The student should be acquainted with Chapters 1-8, 10 of the book “The Art of R Programming” by Norman Matloff (2011). Furthermore, the student should be acquainted with linear regression at the level of: Faraway: Practical Regression and ANOVA using R. Text available as PDF here
Make sure you have a laptop available during each lecture with SPSS version 25 or higher and the latest version of R and R-Studio (for details see Blackboard).

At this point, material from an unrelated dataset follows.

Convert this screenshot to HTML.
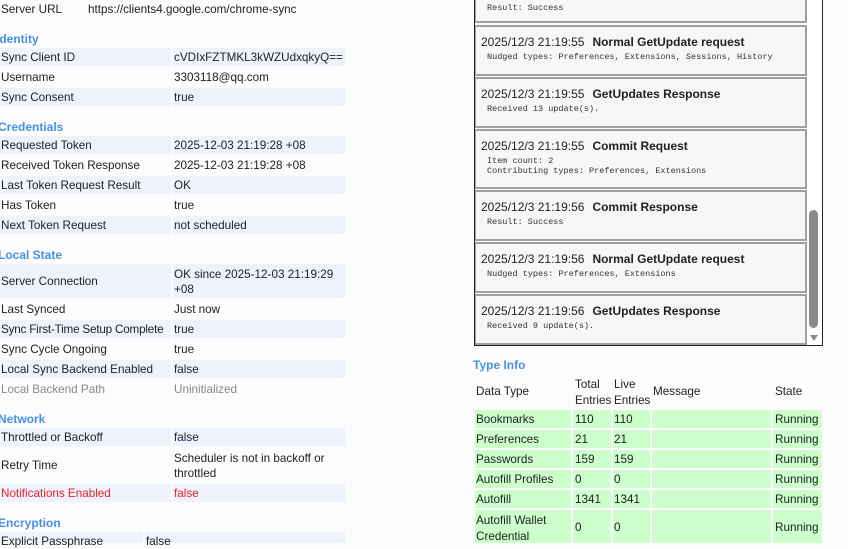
<!DOCTYPE html>
<html><head><meta charset="utf-8"><style>
*{margin:0;padding:0;box-sizing:border-box}
body{width:848px;height:543px;overflow:hidden;background:#fcfcfd;font-family:"Liberation Sans",sans-serif;font-size:11.7px;color:#222;position:relative}
.a{position:absolute;white-space:nowrap;line-height:14px}
.h{position:absolute;color:#4a90e2;font-weight:bold;font-size:12px;left:-2px}
.bg{position:absolute;background:#eef2fc}
.g{color:#888}.r{color:#e22}
.ev{position:absolute;left:475px;width:332px;background:#f7f7f7;border:2px solid #a0a0a0;border-left:1px solid #a0a0a0}
.ev .t{position:absolute;left:5px;top:8px;font-size:12px;white-space:nowrap}
.ev .t b{margin-left:8px}
.ev .d{position:absolute;left:11px;top:25px;font-family:"Liberation Mono",monospace;font-size:8.5px;line-height:10px;white-space:pre;color:#333}
.c{position:absolute;background:#ccffcc}
</style></head><body>
<div class="a" style="left:1px;top:3px">Server URL</div><div class="a" style="left:88px;top:3px">https://clients4.google.com/chrome-sync</div>

<div class="h" style="top:32px;left:-4px">Identity</div>
<div class="bg" style="left:0;top:48px;width:171px;height:18px"></div><div class="bg" style="left:173px;top:48px;width:172px;height:18px"></div>
<div class="a" style="left:1px;top:51px">Sync Client ID</div><div class="a" style="left:174px;top:51px">cVDIxFZTMKL3kWZUdxqkyQ==</div>
<div class="a" style="left:1px;top:71px">Username</div><div class="a" style="left:174px;top:71px">3303118@qq.com</div>
<div class="bg" style="left:0;top:88px;width:171px;height:18px"></div><div class="bg" style="left:173px;top:88px;width:172px;height:18px"></div>
<div class="a" style="left:1px;top:91px">Sync Consent</div><div class="a" style="left:174px;top:91px">true</div>

<div class="h" style="top:120px">Credentials</div>
<div class="bg" style="left:0;top:136px;width:171px;height:18px"></div><div class="bg" style="left:173px;top:136px;width:172px;height:18px"></div>
<div class="a" style="left:1px;top:139px">Requested Token</div><div class="a" style="left:174px;top:139px">2025-12-03 21:19:28 +08</div>
<div class="a" style="left:1px;top:159px">Received Token Response</div><div class="a" style="left:174px;top:159px">2025-12-03 21:19:28 +08</div>
<div class="bg" style="left:0;top:176px;width:171px;height:18px"></div><div class="bg" style="left:173px;top:176px;width:172px;height:18px"></div>
<div class="a" style="left:1px;top:179px">Last Token Request Result</div><div class="a" style="left:174px;top:179px">OK</div>
<div class="a" style="left:1px;top:199px">Has Token</div><div class="a" style="left:174px;top:199px">true</div>
<div class="bg" style="left:0;top:216px;width:171px;height:18px"></div><div class="bg" style="left:173px;top:216px;width:172px;height:18px"></div>
<div class="a" style="left:1px;top:219px">Next Token Request</div><div class="a" style="left:174px;top:219px">not scheduled</div>

<div class="h" style="top:248px">Local State</div>
<div class="bg" style="left:0;top:264px;width:171px;height:34px"></div><div class="bg" style="left:173px;top:264px;width:172px;height:34px"></div>
<div class="a" style="left:1px;top:275px">Server Connection</div><div class="a" style="left:174px;top:267px;line-height:15px">OK since 2025-12-03 21:19:29<br>+08</div>
<div class="a" style="left:1px;top:303px">Last Synced</div><div class="a" style="left:174px;top:303px">Just now</div>
<div class="bg" style="left:0;top:320px;width:171px;height:18px"></div><div class="bg" style="left:173px;top:320px;width:172px;height:18px"></div>
<div class="a" style="left:1px;top:323px;letter-spacing:-0.2px">Sync First-Time Setup Complete</div><div class="a" style="left:174px;top:323px">true</div>
<div class="a" style="left:1px;top:343px">Sync Cycle Ongoing</div><div class="a" style="left:174px;top:343px">true</div>
<div class="bg" style="left:0;top:360px;width:171px;height:18px"></div><div class="bg" style="left:173px;top:360px;width:172px;height:18px"></div>
<div class="a" style="left:1px;top:363px">Local Sync Backend Enabled</div><div class="a" style="left:174px;top:363px">false</div>
<div class="a g" style="left:1px;top:383px">Local Backend Path</div><div class="a g" style="left:174px;top:383px">Uninitialized</div>

<div class="h" style="top:412px">Network</div>
<div class="bg" style="left:0;top:428px;width:171px;height:18px"></div><div class="bg" style="left:173px;top:428px;width:172px;height:18px"></div>
<div class="a" style="left:1px;top:431px">Throttled or Backoff</div><div class="a" style="left:174px;top:431px">false</div>
<div class="a" style="left:1px;top:459px">Retry Time</div><div class="a" style="left:174px;top:451px;line-height:15px">Scheduler is not in backoff or<br>throttled</div>
<div class="bg" style="left:0;top:484px;width:171px;height:18px"></div><div class="bg" style="left:173px;top:484px;width:172px;height:18px"></div>
<div class="a r" style="left:1px;top:487px">Notifications Enabled</div><div class="a r" style="left:174px;top:487px">false</div>

<div class="h" style="top:516px">Encryption</div>
<div class="bg" style="left:0;top:532px;width:143px;height:11px"></div><div class="bg" style="left:145px;top:532px;width:200px;height:11px"></div>
<div class="a" style="left:1px;top:535px">Explicit Passphrase</div><div class="a" style="left:146px;top:535px">false</div>

<!-- events box -->
<div style="position:absolute;left:474px;top:-2px;width:349px;height:348px;border:1px solid #222;background:#fff"></div>
<div class="ev" style="top:-30px;height:53px"><div class="d" style="top:31px">Result: Success</div></div>
<div class="ev" style="top:25px;height:51px"><div class="t">2025/12/3 21:19:55<b>Normal GetUpdate request</b></div><div class="d">Nudged types: Preferences, Extensions, Sessions, History</div></div>
<div class="ev" style="top:77px;height:51px"><div class="t">2025/12/3 21:19:55<b>GetUpdates Response</b></div><div class="d">Received 13 update(s).</div></div>
<div class="ev" style="top:129px;height:60px"><div class="t">2025/12/3 21:19:55<b>Commit Request</b></div><div class="d">Item count: 2
Contributing types: Preferences, Extensions</div></div>
<div class="ev" style="top:190px;height:51px"><div class="t">2025/12/3 21:19:56<b>Commit Response</b></div><div class="d">Result: Success</div></div>
<div class="ev" style="top:242px;height:51px"><div class="t">2025/12/3 21:19:56<b>Normal GetUpdate request</b></div><div class="d">Nudged types: Preferences, Extensions</div></div>
<div class="ev" style="top:294px;height:51px"><div class="t">2025/12/3 21:19:56<b>GetUpdates Response</b></div><div class="d">Received 9 update(s).</div></div>
<div style="position:absolute;left:809px;top:210px;width:9px;height:118px;background:#8a8a8a;border-radius:5px"></div>
<div style="position:absolute;left:810px;top:335px;width:0;height:0;border-left:4px solid transparent;border-right:4px solid transparent;border-top:6px solid #8a8a8a"></div>

<!-- type info -->
<div class="h" style="left:473px;top:358px">Type Info</div>
<div class="a" style="left:476px;top:385px">Data Type</div>
<div class="a" style="left:575px;top:377px;line-height:16px">Total<br>Entries</div>
<div class="a" style="left:614px;top:377px;line-height:16px">Live<br>Entries</div>
<div class="a" style="left:653px;top:385px">Message</div>
<div class="a" style="left:775px;top:385px">State</div>

<div class="c" style="left:475px;top:410px;width:96px;height:18px"></div><div class="c" style="left:573px;top:410px;width:38px;height:18px"></div><div class="c" style="left:613px;top:410px;width:37px;height:18px"></div><div class="c" style="left:652px;top:410px;width:119px;height:18px"></div><div class="c" style="left:773px;top:410px;width:49px;height:18px"></div>
<div class="c" style="left:475px;top:430px;width:96px;height:18px"></div><div class="c" style="left:573px;top:430px;width:38px;height:18px"></div><div class="c" style="left:613px;top:430px;width:37px;height:18px"></div><div class="c" style="left:652px;top:430px;width:119px;height:18px"></div><div class="c" style="left:773px;top:430px;width:49px;height:18px"></div>
<div class="c" style="left:475px;top:450px;width:96px;height:18px"></div><div class="c" style="left:573px;top:450px;width:38px;height:18px"></div><div class="c" style="left:613px;top:450px;width:37px;height:18px"></div><div class="c" style="left:652px;top:450px;width:119px;height:18px"></div><div class="c" style="left:773px;top:450px;width:49px;height:18px"></div>
<div class="c" style="left:475px;top:470px;width:96px;height:18px"></div><div class="c" style="left:573px;top:470px;width:38px;height:18px"></div><div class="c" style="left:613px;top:470px;width:37px;height:18px"></div><div class="c" style="left:652px;top:470px;width:119px;height:18px"></div><div class="c" style="left:773px;top:470px;width:49px;height:18px"></div>
<div class="c" style="left:475px;top:490px;width:96px;height:18px"></div><div class="c" style="left:573px;top:490px;width:38px;height:18px"></div><div class="c" style="left:613px;top:490px;width:37px;height:18px"></div><div class="c" style="left:652px;top:490px;width:119px;height:18px"></div><div class="c" style="left:773px;top:490px;width:49px;height:18px"></div>
<div class="c" style="left:475px;top:510px;width:96px;height:33px"></div><div class="c" style="left:573px;top:510px;width:38px;height:33px"></div><div class="c" style="left:613px;top:510px;width:37px;height:33px"></div><div class="c" style="left:652px;top:510px;width:119px;height:33px"></div><div class="c" style="left:773px;top:510px;width:49px;height:33px"></div>

<div class="a" style="left:476px;top:413px">Bookmarks</div><div class="a" style="left:575px;top:413px">110</div><div class="a" style="left:614px;top:413px">110</div><div class="a" style="left:775px;top:413px">Running</div>
<div class="a" style="left:476px;top:433px">Preferences</div><div class="a" style="left:575px;top:433px">21</div><div class="a" style="left:614px;top:433px">21</div><div class="a" style="left:775px;top:433px">Running</div>
<div class="a" style="left:476px;top:453px">Passwords</div><div class="a" style="left:575px;top:453px">159</div><div class="a" style="left:614px;top:453px">159</div><div class="a" style="left:775px;top:453px">Running</div>
<div class="a" style="left:476px;top:473px">Autofill Profiles</div><div class="a" style="left:575px;top:473px">0</div><div class="a" style="left:614px;top:473px">0</div><div class="a" style="left:775px;top:473px">Running</div>
<div class="a" style="left:476px;top:493px">Autofill</div><div class="a" style="left:575px;top:493px">1341</div><div class="a" style="left:614px;top:493px">1341</div><div class="a" style="left:775px;top:493px">Running</div>
<div class="a" style="left:476px;top:513px;line-height:16px">Autofill Wallet<br>Credential</div><div class="a" style="left:575px;top:521px">0</div><div class="a" style="left:614px;top:521px">0</div><div class="a" style="left:775px;top:521px">Running</div>
</body></html>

This course is about a large variety of methods for multivariate analysis and multidimensional data analysis. The first part deals with the analysis of measurements for N objects (persons) on P variables (attributes), and we typically wish to understand the relationships between those objects and variables. The data are usually given in one or more multivariate data matrices. The course extends classical approaches to multivariate analysis in various ways. We will not only deal with numeric, but also with categorical (both nominal and ordinal) multivariate data. In addition, we will be able to deal with nonlinear relationships between variables. Both extensions are part of the same optimal quantification/nonlinear transformation framework. Key concepts are dimension reduction and visualization (in principal components and multiple correspondence analysis), and prediction and regularization (in regression analysis).
The second part of the course is about a very important group of multidimensional techniques for the analysis of proximity data between objects (given in one or more N by N matrices). For the analysis of proximities we use the term multidimensional scaling. Here dimension reduction and visualization are of utmost importance by definition, while nonlinear transformations also play an important part.
The third part of the course will focus on supervised and unsupervised classification methods. Here the interest is primarily in the question whether we can predict the class an object (subject, person) belongs to given a set of explanatory variables. Three methods will be presented in detail: discriminant analysis, multinomial logistic regression and cluster analysis. The methods will be presented, and students will also learn how to program some methods in R.
Next to R, the first two parts of the course will also use the IBM-SPSS package CATEGORIES, which has been developed in Leiden.
See the Leiden University students' website for the Statistical Science programme -> Schedules
Mode of Instruction
The course consists of 2 course-days per week. Each course-day contains a two-hour lecture and a two-hour practical.
Assessment will be based on a written exam (60%) and 4 home assignments (40%). The minimum required grade for the written exam is a 5.
Date information about the exam and resit can be found in the Time Table.
The written exam is a closed exam. Books, laptop, internet or any other sources of external information are not allowed during the exam.
Reading material will be announced at the start of the course.
Enroll in Blackboard for the course materials and course updates.
To be able to obtain a grade and the EC for the course, sign up for the (re-)exam in uSis ten calendar days before the actual (re-)exam will take place. Note, the student is expected to participate actively in all activities of the program and therefore uses and registers for the first exam opportunity.
Exchange and Study Abroad students, please see the Prospective students website for information on how to apply.
s.j.w.willems [at] math [dot] leidenuniv [dot] nl
- This is a compulsory course of the Master Statistical Science for the Life and Behavioural sciences / Data Science.